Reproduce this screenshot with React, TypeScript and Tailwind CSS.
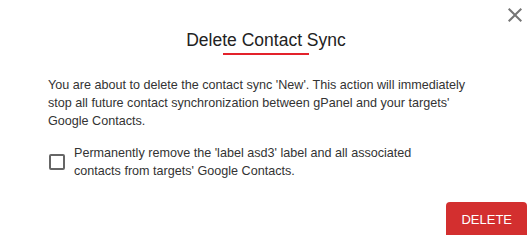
export default function App() {
  return (
    <div className="relative w-[532px] h-[235px] overflow-hidden bg-white font-['Liberation_Sans'] text-[#333]">
      <button className="absolute top-[3px] left-[503px] w-6 h-6 text-[#757575]" aria-label="Close">
        <svg viewBox="0 0 24 24" className="w-6 h-6" fill="currentColor">
          <path d="M19 6.41 17.59 5 12 10.59 6.41 5 5 6.41 10.59 12 5 17.59 6.41 19 12 13.41 17.59 19 19 17.59 13.41 12z" />
        </svg>
      </button>

      <div className="flex flex-col items-center pt-[28px]">
        <h2 className="text-[17.5px] leading-[24px] text-[#222]">Delete Contact Sync</h2>
        <div className="mt-[1px] w-[86px] h-[2px] bg-[#e3222b]" />
      </div>

      <p className="mt-[21px] px-12 text-[12.6px] leading-[18px]">
        You are about to delete the contact sync 'New'. This action will immediately stop all future
        contact synchronization between gPanel and your targets' Google Contacts.
      </p>

      <label className="mt-[14px] ml-[49px] flex items-center gap-[9px] w-fit">
        <span className="w-4 h-4 border-2 border-[#666] rounded-[2px] shrink-0" />
        <span className="w-[370px] text-[12.6px] leading-[18px]">
          Permanently remove the 'label asd3' label and all associated contacts from targets' Google Contacts.
        </span>
      </label>

      <div className="flex justify-end pr-[5px] mt-[22px]">
        <button className="h-9 px-[15px] rounded bg-[#d32f2f] text-white text-[13px] uppercase">
          Delete
        </button>
      </div>
    </div>
  )
}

**Problem to solve:**
Do not include the images; transcribe the rest of the listing exactly.

**Answer for the task:**
Reproduce this screenshot with React, TypeScript and Tailwind CSS.
export default function App() {
  return (
    <div className="relative w-[532px] h-[235px] overflow-hidden bg-white font-['Liberation_Sans'] text-[#333]">
      <button className="absolute top-[3px] left-[503px] w-6 h-6 text-[#757575]" aria-label="Close">
        <svg viewBox="0 0 24 24" className="w-6 h-6" fill="currentColor">
          <path d="M19 6.41 17.59 5 12 10.59 6.41 5 5 6.41 10.59 12 5 17.59 6.41 19 12 13.41 17.59 19 19 17.59 13.41 12z" />
        </svg>
      </button>

      <div className="flex flex-col items-center pt-[28px]">
        <h2 className="text-[17.5px] leading-[24px] text-[#222]">Delete Contact Sync</h2>
        <div className="mt-[1px] w-[86px] h-[2px] bg-[#e3222b]" />
      </div>

      <p className="mt-[21px] px-12 text-[12.6px] leading-[18px]">
        You are about to delete the contact sync 'New'. This action will immediately stop all future
        contact synchronization between gPanel and your targets' Google Contacts.
      </p>

      <label className="mt-[14px] ml-[49px] flex items-center gap-[9px] w-fit">
        <span className="w-4 h-4 border-2 border-[#666] rounded-[2px] shrink-0" />
        <span className="w-[370px] text-[12.6px] leading-[18px]">
          Permanently remove the 'label asd3' label and all associated contacts from targets' Google Contacts.
        </span>
      </label>

      <div className="flex justify-end pr-[5px] mt-[22px]">
        <button className="h-9 px-[15px] rounded bg-[#d32f2f] text-white text-[13px] uppercase">
          Delete
        </button>
      </div>
    </div>
  )
}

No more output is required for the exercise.